Data excerpt –
----------------------------------------

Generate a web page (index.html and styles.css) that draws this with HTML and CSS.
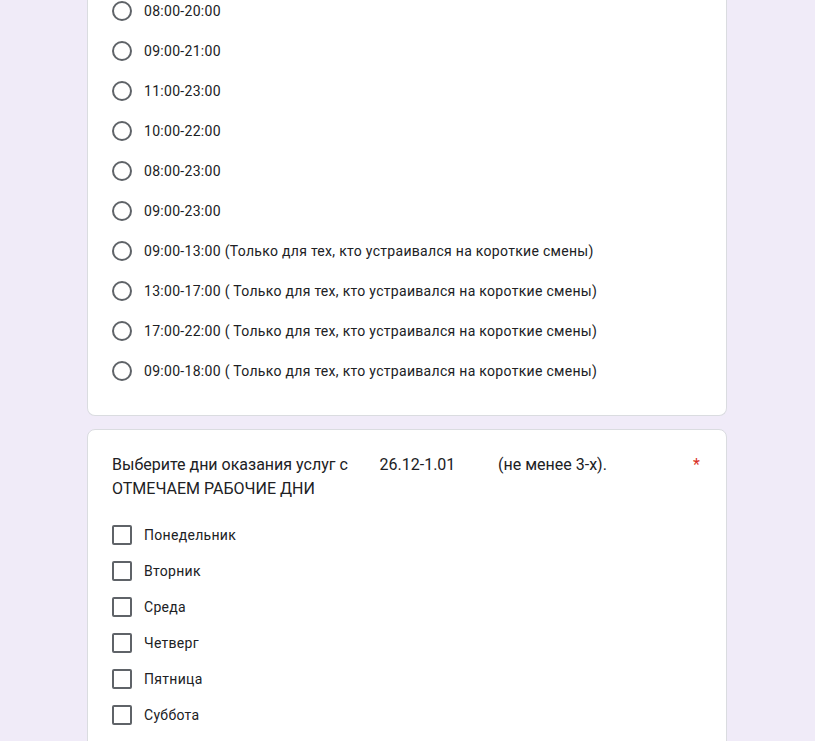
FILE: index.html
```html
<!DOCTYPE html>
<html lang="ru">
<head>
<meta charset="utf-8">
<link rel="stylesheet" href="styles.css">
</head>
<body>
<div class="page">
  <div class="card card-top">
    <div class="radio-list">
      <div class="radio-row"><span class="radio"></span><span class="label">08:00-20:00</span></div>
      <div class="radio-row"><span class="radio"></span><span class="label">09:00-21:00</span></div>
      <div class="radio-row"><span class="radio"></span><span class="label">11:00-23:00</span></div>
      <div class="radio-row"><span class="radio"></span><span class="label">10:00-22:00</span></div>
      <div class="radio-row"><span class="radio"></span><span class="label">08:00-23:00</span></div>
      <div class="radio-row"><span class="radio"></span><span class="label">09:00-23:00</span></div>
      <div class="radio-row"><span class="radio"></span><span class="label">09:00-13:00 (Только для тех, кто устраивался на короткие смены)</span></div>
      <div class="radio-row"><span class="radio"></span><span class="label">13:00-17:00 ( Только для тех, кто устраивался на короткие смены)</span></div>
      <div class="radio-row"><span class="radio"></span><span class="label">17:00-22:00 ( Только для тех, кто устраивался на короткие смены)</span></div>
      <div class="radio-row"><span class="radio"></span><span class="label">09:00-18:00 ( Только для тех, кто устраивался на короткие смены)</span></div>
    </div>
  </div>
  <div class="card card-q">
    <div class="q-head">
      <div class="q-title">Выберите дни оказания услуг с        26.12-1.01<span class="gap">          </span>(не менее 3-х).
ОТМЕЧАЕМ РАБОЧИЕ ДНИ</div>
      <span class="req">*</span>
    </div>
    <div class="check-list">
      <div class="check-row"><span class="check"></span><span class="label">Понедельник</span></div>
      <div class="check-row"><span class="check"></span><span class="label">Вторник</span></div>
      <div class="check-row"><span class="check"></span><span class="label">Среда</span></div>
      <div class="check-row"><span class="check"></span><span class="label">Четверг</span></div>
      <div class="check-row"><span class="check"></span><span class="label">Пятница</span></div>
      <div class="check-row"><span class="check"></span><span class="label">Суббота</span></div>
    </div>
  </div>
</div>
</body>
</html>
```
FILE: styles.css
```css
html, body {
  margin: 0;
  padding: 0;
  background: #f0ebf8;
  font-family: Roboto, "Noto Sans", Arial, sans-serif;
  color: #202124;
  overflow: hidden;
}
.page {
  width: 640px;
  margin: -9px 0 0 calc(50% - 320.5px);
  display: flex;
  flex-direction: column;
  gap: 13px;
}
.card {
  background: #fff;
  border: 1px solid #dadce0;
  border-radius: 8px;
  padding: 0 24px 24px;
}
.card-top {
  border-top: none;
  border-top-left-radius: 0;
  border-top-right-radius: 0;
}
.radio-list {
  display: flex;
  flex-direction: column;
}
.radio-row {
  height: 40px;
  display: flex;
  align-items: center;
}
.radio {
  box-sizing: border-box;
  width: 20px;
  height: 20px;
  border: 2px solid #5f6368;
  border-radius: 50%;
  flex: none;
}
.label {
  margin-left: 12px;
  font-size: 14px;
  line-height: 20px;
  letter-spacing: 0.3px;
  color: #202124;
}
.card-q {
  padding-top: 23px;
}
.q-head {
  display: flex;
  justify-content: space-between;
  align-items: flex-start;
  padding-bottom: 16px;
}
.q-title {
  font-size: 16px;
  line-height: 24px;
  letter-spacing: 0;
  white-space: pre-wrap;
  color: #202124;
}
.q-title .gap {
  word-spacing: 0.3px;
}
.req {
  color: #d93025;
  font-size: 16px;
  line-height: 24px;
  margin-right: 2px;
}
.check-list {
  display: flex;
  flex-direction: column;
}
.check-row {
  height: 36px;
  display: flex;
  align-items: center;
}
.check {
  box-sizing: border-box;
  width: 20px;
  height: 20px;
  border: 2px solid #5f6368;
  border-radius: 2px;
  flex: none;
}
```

----------------------------------------

Problem –
Omit any images, then output the listing exactly.

Answer for the task –
Generate a web page (index.html and styles.css) that draws this with HTML and CSS.
FILE: index.html
```html
<!DOCTYPE html>
<html lang="ru">
<head>
<meta charset="utf-8">
<link rel="stylesheet" href="styles.css">
</head>
<body>
<div class="page">
  <div class="card card-top">
    <div class="radio-list">
      <div class="radio-row"><span class="radio"></span><span class="label">08:00-20:00</span></div>
      <div class="radio-row"><span class="radio"></span><span class="label">09:00-21:00</span></div>
      <div class="radio-row"><span class="radio"></span><span class="label">11:00-23:00</span></div>
      <div class="radio-row"><span class="radio"></span><span class="label">10:00-22:00</span></div>
      <div class="radio-row"><span class="radio"></span><span class="label">08:00-23:00</span></div>
      <div class="radio-row"><span class="radio"></span><span class="label">09:00-23:00</span></div>
      <div class="radio-row"><span class="radio"></span><span class="label">09:00-13:00 (Только для тех, кто устраивался на короткие смены)</span></div>
      <div class="radio-row"><span class="radio"></span><span class="label">13:00-17:00 ( Только для тех, кто устраивался на короткие смены)</span></div>
      <div class="radio-row"><span class="radio"></span><span class="label">17:00-22:00 ( Только для тех, кто устраивался на короткие смены)</span></div>
      <div class="radio-row"><span class="radio"></span><span class="label">09:00-18:00 ( Только для тех, кто устраивался на короткие смены)</span></div>
    </div>
  </div>
  <div class="card card-q">
    <div class="q-head">
      <div class="q-title">Выберите дни оказания услуг с        26.12-1.01<span class="gap">          </span>(не менее 3-х).
ОТМЕЧАЕМ РАБОЧИЕ ДНИ</div>
      <span class="req">*</span>
    </div>
    <div class="check-list">
      <div class="check-row"><span class="check"></span><span class="label">Понедельник</span></div>
      <div class="check-row"><span class="check"></span><span class="label">Вторник</span></div>
      <div class="check-row"><span class="check"></span><span class="label">Среда</span></div>
      <div class="check-row"><span class="check"></span><span class="label">Четверг</span></div>
      <div class="check-row"><span class="check"></span><span class="label">Пятница</span></div>
      <div class="check-row"><span class="check"></span><span class="label">Суббота</span></div>
    </div>
  </div>
</div>
</body>
</html>
```
FILE: styles.css
```css
html, body {
  margin: 0;
  padding: 0;
  background: #f0ebf8;
  font-family: Roboto, "Noto Sans", Arial, sans-serif;
  color: #202124;
  overflow: hidden;
}
.page {
  width: 640px;
  margin: -9px 0 0 calc(50% - 320.5px);
  display: flex;
  flex-direction: column;
  gap: 13px;
}
.card {
  background: #fff;
  border: 1px solid #dadce0;
  border-radius: 8px;
  padding: 0 24px 24px;
}
.card-top {
  border-top: none;
  border-top-left-radius: 0;
  border-top-right-radius: 0;
}
.radio-list {
  display: flex;
  flex-direction: column;
}
.radio-row {
  height: 40px;
  display: flex;
  align-items: center;
}
.radio {
  box-sizing: border-box;
  width: 20px;
  height: 20px;
  border: 2px solid #5f6368;
  border-radius: 50%;
  flex: none;
}
.label {
  margin-left: 12px;
  font-size: 14px;
  line-height: 20px;
  letter-spacing: 0.3px;
  color: #202124;
}
.card-q {
  padding-top: 23px;
}
.q-head {
  display: flex;
  justify-content: space-between;
  align-items: flex-start;
  padding-bottom: 16px;
}
.q-title {
  font-size: 16px;
  line-height: 24px;
  letter-spacing: 0;
  white-space: pre-wrap;
  color: #202124;
}
.q-title .gap {
  word-spacing: 0.3px;
}
.req {
  color: #d93025;
  font-size: 16px;
  line-height: 24px;
  margin-right: 2px;
}
.check-list {
  display: flex;
  flex-direction: column;
}
.check-row {
  height: 36px;
  display: flex;
  align-items: center;
}
.check {
  box-sizing: border-box;
  width: 20px;
  height: 20px;
  border: 2px solid #5f6368;
  border-radius: 2px;
  flex: none;
}
```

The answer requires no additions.